The supporting cast is equally sharp. Alice Carvalho brings a grounded, nervous energy as Fátima, and seeing the legendary Udo Kier show up as Hans is like a jolt of electricity. Kier has this uncanny ability to make a simple conversation feel like a death sentence just by tilting his head. The ensemble feels like a group of people who have all agreed to pretend everything is fine while the house is clearly on fire.

Scene from "The Secret Agent" (2025)

There’s a sequence involving a simple phone call in a public booth that is more terrifying than any jump-scare in a modern horror flick. It reminded me that we live in an era where we give away our location data for a free taco, but for Marcelo, a single intercepted signal is a death warrant. It’s a sobering look at the origins of our current surveillance state, wrapped in the trappings of a slow-burn noir.

Scene from "The Secret Agent" (2025)

Why It Matters Right Now

Despite being set nearly fifty years ago, The Secret Agent feels aggressively contemporary. In an age of digital footprints and AI-driven tracking, Marcelo’s struggle to remain "analog" is fascinating. The film doesn't just look back at a dark chapter of Brazilian history; it asks how much of that darkness has simply been digitized.

The 161-minute runtime might sound daunting—it's a long sit for a movie that prioritizes atmosphere over explosions—but Mendonça Filho earns every second. He allows the scenes to breathe until the air runs out. This film makes the 70s look less like a disco party and more like a slow-motion car crash involving an entire country.

Scene from "The Secret Agent" (2025)

It’s the kind of mid-budget, adult-skewing drama that rarely gets a wide theatrical release these days, often buried under the weight of franchise giants. But for those of us who miss the "paranoia thrillers" of the 1970s—think The Conversation or Three Days of the Condor—this is a massive gift. It’s a reminder that the most effective way to tell a story about a changing world is to focus on the one person trying desperately to stand still.

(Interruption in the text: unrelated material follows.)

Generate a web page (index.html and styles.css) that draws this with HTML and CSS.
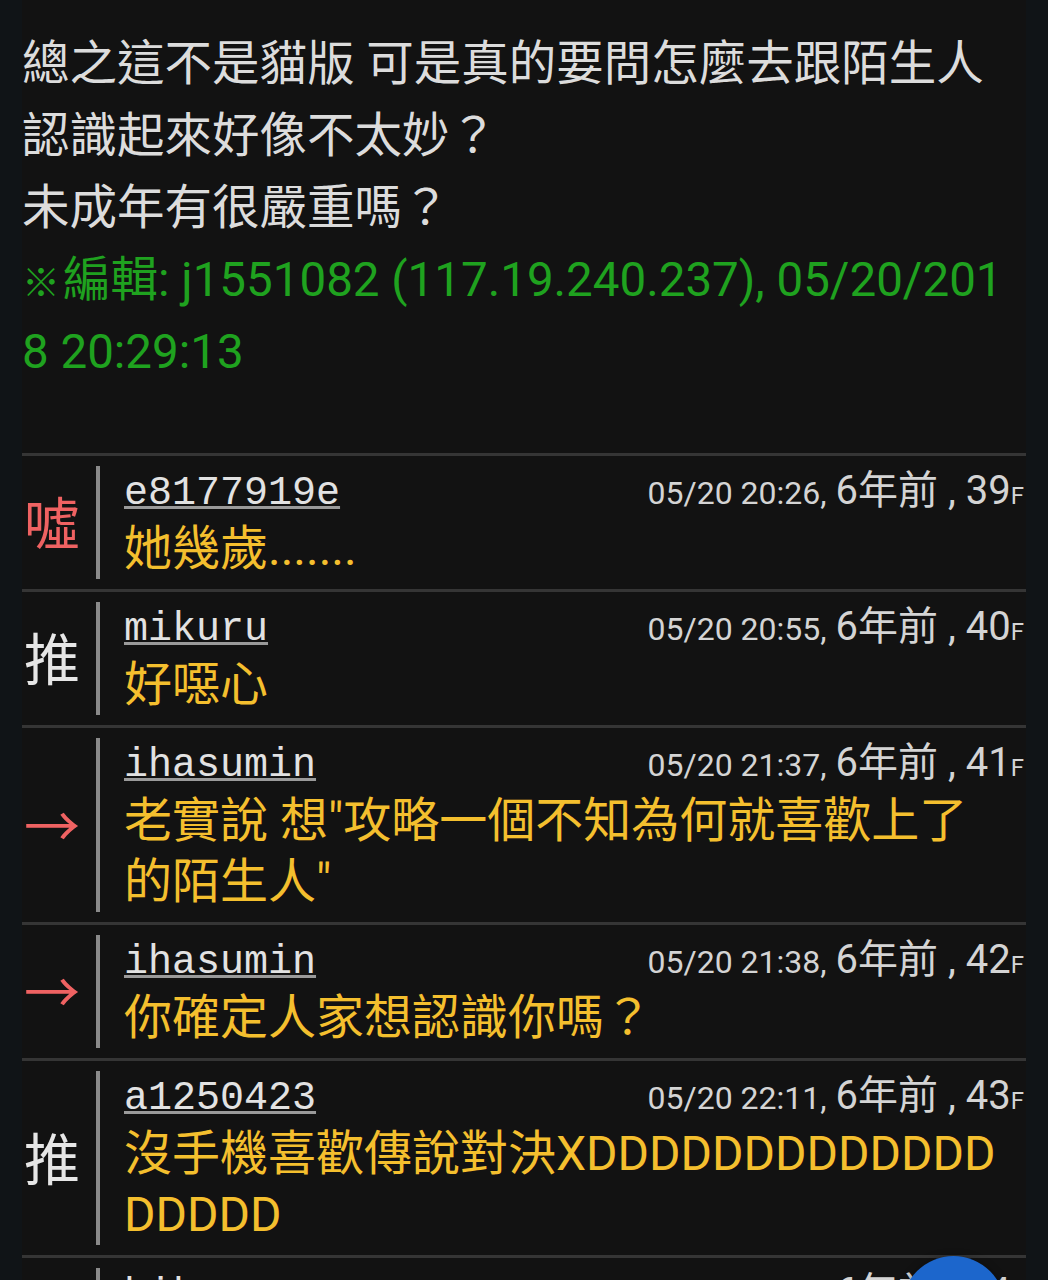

Scene from "The Secret Agent" (2025)
8.5 /10

Must Watch

The Secret Agent is a dense, rewarding experience that sticks to your ribs long after the credits roll. It’s a film about the cost of keeping secrets and the impossibility of truly going home again. Wagner Moura has never been better, and Kleber Mendonça Filho continues to prove he’s one of the most vital voices in global cinema. If you can handle the slow burn, the payoff is a chilling, beautiful look at the ghosts that haunt the machinery of the state. It’s a masterpiece of tension that reminds us that sometimes, the most dangerous thing you can be is a man who knows how things work.